16. Andrew Flynn (University College Cork, Ireland)  T. From seeing double to modelling seizure dynamics with multifunctional reservoir computers A. In the pursuit of developing artificially intelligent systems there is much to be gained from dually integrating further physiological features of biological neural networks and knowledge of dynamical systems into machine learning environments. In this talk such a two-armed approach is employed in order to translate ‘multifunctionality’ from biological to artificial neural networks via the reservoir computing machine learning paradigm. Multifunctionality describes the ability of a single neural network to perform a multitude of mutually exclusive tasks by exploiting a form of multistability. The dynamics of how a reservoir computer achieves multifunctionality when tasked with solving the ‘seeing double’ problem are presented. These results help to identify many new application areas for reservoir computers which are also explored in this talk including, data-driven modelling of multistability, generating chaotic itinerancy for memory recall, and reconstructing dynamical transitions present in the epileptic brain.

17. Tina Mai (Duy Tan University, Vietnam, and Texas A&M University, US)  T. Prediction of numerical upscaling for Richards equation using deep learning A. In [Sergei Stepanov, Denis Spiridonov, and Tina Mai.
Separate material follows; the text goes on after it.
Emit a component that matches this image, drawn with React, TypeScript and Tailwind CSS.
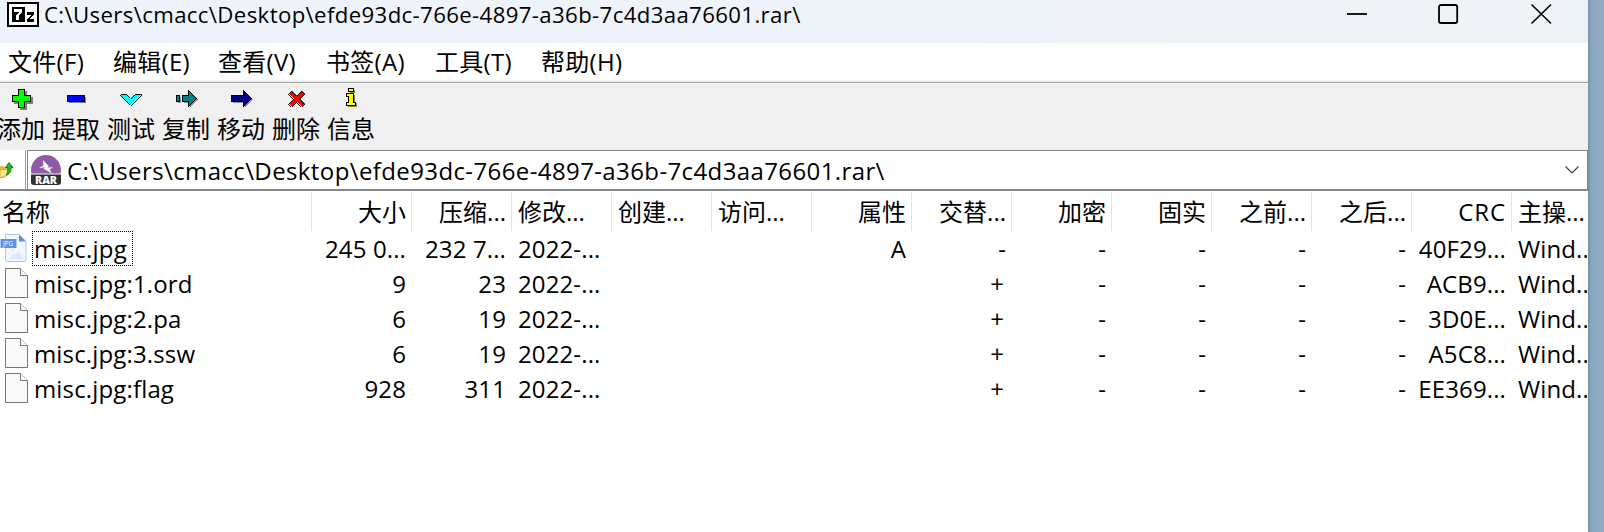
import type { ReactNode } from "react";

const PATH = "C:\\Users\\cmacc\\Desktop\\efde93dc-766e-4897-a36b-7c4d3aa76601.rar\\";

const MENUS = [
  { label: "文件(F)", width: "w-[105px]" },
  { label: "编辑(E)", width: "w-[105px]" },
  { label: "查看(V)", width: "w-[108px]" },
  { label: "书签(A)", width: "w-[109px]" },
  { label: "工具(T)", width: "w-[106px]" },
  { label: "帮助(H)", width: "w-[110px]" },
];

const TOOLS: { label: string; icon: ReactNode }[] = [
  {
    label: "添加",
    icon: (
      <>
        <path d="M12 5h7v6h6v7h-6v6h-7v-6H6v-7h6z" fill="#808080" />
        <path d="M10.5 3.500h6v6h6v6h-6v6h-6v-6h-6v-6h6z" fill="#00ff00" stroke="#000" />
      </>
    ),
  },
  {
    label: "提取",
    icon: (
      <>
        <path d="M6 11h17v6H6z" fill="#808080" />
        <path d="M4.500 9.500h17v6h-17z" fill="#0000ff" stroke="#000" />
      </>
    ),
  },
  {
    label: "测试",
    icon: <path d="M2.500 8.500h6.500l3.500 3.500 4-3.500h7L12.500 19z" fill="#00ffff" stroke="#000" strokeWidth="0.9" />,
  },
  {
    label: "复制",
    icon: (
      <>
        <path d="M5 11h3v6H5zM11 11h6V6l8 7-8 9v-5h-6z" fill="#909090" />
        <path d="M3.500 9.500h3v6h-3zM9.500 9.500h6v-5l8 8-8 8v-5h-6z" fill="#008080" stroke="#000" />
      </>
    ),
  },
  {
    label: "移动",
    icon: (
      <>
        <path d="M5 11h12V6l8 7-8 9v-5H5z" fill="#909090" />
        <path d="M3.500 9.500h12v-5l8 8-8 8v-5h-12z" fill="#000080" stroke="#000" />
      </>
    ),
  },
  {
    label: "删除",
    icon: (
      <path
        d="M8.500 4.500l5 5 5-5 3 3-5 5 5 5-3 3-5-5-5 5-3-3 5-5-5-5z"
        fill="#ff0000"
        stroke="#000"
        strokeWidth="0.9"
      />
    ),
  },
  {
    label: "信息",
    icon: (
      <>
        <path d="M12 4h5v3h-5zM10 9h7v8h2v4H10z" fill="#808080" />
        <path d="M10.500 2.500h5v3h-5zM8.500 7.500h7v9h2v3h-9v-3h2v-6h-2z" fill="#ffff00" stroke="#000" />
      </>
    ),
  },
];

const COLUMNS = [
  { title: "大小", right: true },
  { title: "压缩...", right: true },
  { title: "修改...", right: false },
  { title: "创建...", right: false },
  { title: "访问...", right: false },
  { title: "属性", right: true },
  { title: "交替...", right: true },
  { title: "加密", right: true },
  { title: "固实", right: true },
  { title: "之前...", right: true },
  { title: "之后...", right: true },
  { title: "CRC", right: true },
  { title: "主操...", right: false },
];

const FILES = [
  { name: "misc.jpg", cells: ["245 0...", "232 7...", "2022-...", "", "", "A", "-", "-", "-", "-", "-", "40F29...", "Wind..."] },
  { name: "misc.jpg:1.ord", cells: ["9", "23", "2022-...", "", "", "", "+", "-", "-", "-", "-", "ACB9...", "Wind..."] },
  { name: "misc.jpg:2.pa", cells: ["6", "19", "2022-...", "", "", "", "+", "-", "-", "-", "-", "3D0E...", "Wind..."] },
  { name: "misc.jpg:3.ssw", cells: ["6", "19", "2022-...", "", "", "", "+", "-", "-", "-", "-", "A5C8...", "Wind..."] },
  { name: "misc.jpg:flag", cells: ["928", "311", "2022-...", "", "", "", "+", "-", "-", "-", "-", "EE369...", "Wind..."] },
];

function SevenZipIcon() {
  return (
    <svg width="32" height="25" viewBox="0 0 32 25" className="shrink-0" shapeRendering="crispEdges">
      <path d="M0 0h32v25H0z" fill="#000" />
      <path d="M2 2h28v21H2z" fill="#fff" />
      <path d="M5 5h13v15H5z" fill="#000" />
      <path d="M7 7h8v3l-3 4v4H9v-4l3-4H7z" fill="#fff" />
      <path d="M20 10h7v2l-4 5h4v3h-7v-3l4-4h-4z" fill="#000" />
    </svg>
  );
}

function UpFolderIcon() {
  return (
    <svg width="14" height="16" viewBox="0 0 14 16" className="shrink-0">
      <path d="M0 4.500l3-1 1 1.500h4v8l-5 3H0z" fill="#e8b93c" />
      <path d="M0 8l10-1-2 6-7 2.500H0z" fill="#ffe48c" stroke="#c99a20" strokeWidth="0.7" />
      <path d="M9 .5l4 5h-2c.3 4-1 6.500-5 7.500 2-2.500 2-4.500 1.700-7.500H5.500z" fill="#2fb52f" stroke="#0c7410" strokeWidth="0.9" />
    </svg>
  );
}

function RarIcon() {
  return (
    <svg width="30" height="30" viewBox="0 0 30 30" className="shrink-0">
      <circle cx="15" cy="15" r="15" fill="#8f5ba4" />
      <path d="M0 18.500h30V30H0z" fill="#fff" />
      <path d="M12 5l5.800 6.300-1.300 1.200 5.500-.3-3.300 2.300 2.300 4-8.500-4.700 1.200-1.300-5.700.3 4.500-2.300z" fill="#fff" />
      <path d="M0 19.500h30v7.500q0 3-3 3H3q-3 0-3-3z" fill="#303030" />
      <text x="15" y="28.500" textAnchor="middle" textLength="22" lengthAdjust="spacingAndGlyphs" fontFamily="Open Sans, sans-serif" fontWeight="800" fontSize="10.500" fill="#fff">
        RAR
      </text>
    </svg>
  );
}

function JpgIcon() {
  return (
    <svg width="27" height="30" viewBox="0 0 27 30" className="shrink-0">
      <path d="M5.500 1.500h13.500l7 7v18a2 2 0 0 1-2 2H7.500a2 2 0 0 1-2-2z" fill="#f3f8ff" stroke="#a9c7f5" />
      <path d="M19 1.500l7 7h-7z" fill="#5590e6" />
      <circle cx="12.500" cy="17.500" r="1.500" fill="#e0ebfd" />
      <path d="M9 26l4-5 2 1 3-4 6 8z" fill="#dde9fc" />
      <path d="M.5 6h16v9H.5z" fill="#5c93e8" />
      <text x="8" y="13" textAnchor="middle" textLength="10" lengthAdjust="spacingAndGlyphs" fontFamily="Open Sans, sans-serif" fontSize="7" fill="#fff">
        JPG
      </text>
    </svg>
  );
}

function BlankFileIcon() {
  return (
    <svg width="24" height="30" viewBox="0 0 24 30" className="shrink-0">
      <path d="M.5.500h15l7 7v22H.5z" fill="#fafafa" stroke="#777" />
      <path d="M15.500.500v7h7" fill="#fff" stroke="#777" />
    </svg>
  );
}

export default function App() {
  return (
    <div className="flex h-[532px] w-[1604px] overflow-hidden bg-[#8ba8c0] font-['Open_Sans','Noto_Sans_CJK_SC',sans-serif] text-[24px] leading-[35px] whitespace-nowrap text-black">
      <div className="flex w-[1588px] shrink-0 flex-col bg-white">
        <header className="flex h-[43px] shrink-0 items-start justify-between bg-gradient-to-r from-[#eff3fb] to-[#eef3f8] pl-[7px]">
          <div className="flex pt-[2px]">
            <SevenZipIcon />
            <span className="-mt-[5px] ml-[5px] text-[22.200px] tracking-[0.370px]">{PATH}</span>
          </div>
          <svg width="206" height="28" viewBox="0 0 206 28" className="mr-[36px] shrink-0" fill="none" stroke="#000" strokeWidth="1.800">
            <path d="M1 14h20" />
            <rect x="93" y="5" width="18.200" height="18" rx="2" />
            <path d="M185.500 4.500l19.500 19M205 4.500l-19.500 19" strokeWidth="1.600" />
          </svg>
        </header>

        <nav className="flex h-[37px] shrink-0 items-center pl-[8px]">
          {MENUS.map((m) => (
            <span key={m.label} className={`${m.width} shrink-0 tracking-[0.300px]`}>
              {m.label}
            </span>
          ))}
        </nav>

        <div className="h-[4px] shrink-0 border-t-2 border-b border-t-[#f0f0f0] border-b-white bg-[#a0a0a0]" />

        <div className="flex h-[66px] shrink-0 bg-[#f0f0f0]">
          <div className="-ml-[6px] flex">
            {TOOLS.map((t) => (
              <div key={t.label} className="flex w-[55px] flex-col">
                <svg width="28" height="28" viewBox="-1 0 28 28" className="mt-[2px] ml-[13px]" shapeRendering="crispEdges">
                  {t.icon}
                </svg>
                <span className="-mt-[3px] pl-[3px]">{t.label}</span>
              </div>
            ))}
          </div>
        </div>

        <div className="flex h-[41px] shrink-0 border-b-2 border-[#858790]">
          <div className="flex w-[26px] shrink-0 items-center border-r border-[#a0a0a0]">
            <UpFolderIcon />
          </div>
          <div className="ml-[1px] flex grow items-center border-t border-r border-l border-[#858585] pr-[8px] pl-[3px]">
            <RarIcon />
            <span className="ml-[6px] tracking-[0.390px]">{PATH}</span>
            <svg width="14" height="8" viewBox="0 0 14 8" className="ml-auto" fill="none" stroke="#444" strokeWidth="1.200">
              <path d="M.5.500l6.500 6.500 6.500-6.500" />
            </svg>
          </div>
        </div>

        <div className="flex h-[40px] shrink-0 pt-[1px]">
          <div className="w-[312px] shrink-0 border-r border-[#e3e3e3] pl-[2px] leading-[39px]">名称</div>
          {COLUMNS.map((c) => (
            <div
              key={c.title}
              className={`w-[100px] shrink-0 overflow-hidden border-r border-[#e3e3e3] px-[5px] leading-[39px] last:w-[76px] last:border-r-0 last:pr-0 ${c.right ? "text-right" : "pl-[6px]"} ${c.title === "CRC" ? "tracking-[0.900px]" : ""}`}
            >
              {c.title}
            </div>
          ))}
        </div>

        {FILES.map((f, i) => (
          <div key={f.name} className="flex h-[35px] shrink-0">
            <div className="flex w-[312px] shrink-0 items-start">
              <div className={i === 0 ? "w-[32px] pt-[2px]" : "w-[32px] pt-[2px] pl-[5px]"}>
                {i === 0 ? <JpgIcon /> : <BlankFileIcon />}
              </div>
              <span className={i === 0 ? "h-[35px] w-[101px] border border-dotted border-black pl-[1px] leading-[33px] tracking-[0.200px]" : "pl-[2px] tracking-[0.150px]"}>
                {f.name}
              </span>
            </div>
            {f.cells.map((cell, j) => (
              <div
                key={COLUMNS[j].title}
                className={`w-[100px] shrink-0 overflow-hidden tracking-[0.120px] last:w-[75px] last:pr-0 ${cell === "+" ? "pr-[8px]" : "pr-[6px]"} ${COLUMNS[j].right ? "text-right" : "pl-[6px]"}`}
              >
                {cell}
              </div>
            ))}
          </div>
        ))}
      </div>
      <div className="w-[2px] shrink-0 bg-[#7f94a6]" />
      <div className="grow bg-gradient-to-r from-[#86a7c2] to-[#93abc1]" />
    </div>
  );
}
Prediction of numerical homogenization using deep learning for the Richards equation. Journal of Computational and Applied Mathematics, 424:114980, 2023. https://doi.org/10.1016/j.cam.2022.114980], for an unsaturated flow in the form of nonlinear Richards equation over heterogeneous media, we build a new coarse-scale approximation scheme based on numerical homogenization. Using deep neural networks (DNNs), this strategy provides frequent and rapid estimates of macroscopic parameters. To be more precise, during training a neural network, we employ a training set of random permeability realizations and correspondingly computed macroscopic targets (effective permeability tensor, homogenized stiffness matrix, and right-hand side vector). Our proposed deep learning approach, which constructs nonlinear maps between such permeability fields and macroscopic properties, is novel in that it treats the nonlinearity of Richards equation in the predicted coarse-scale homogenized stiffness matrix. Numerous numerical experiments on problems involving two-dimensional models show how well this method predicts the macroscopic features and hence solutions.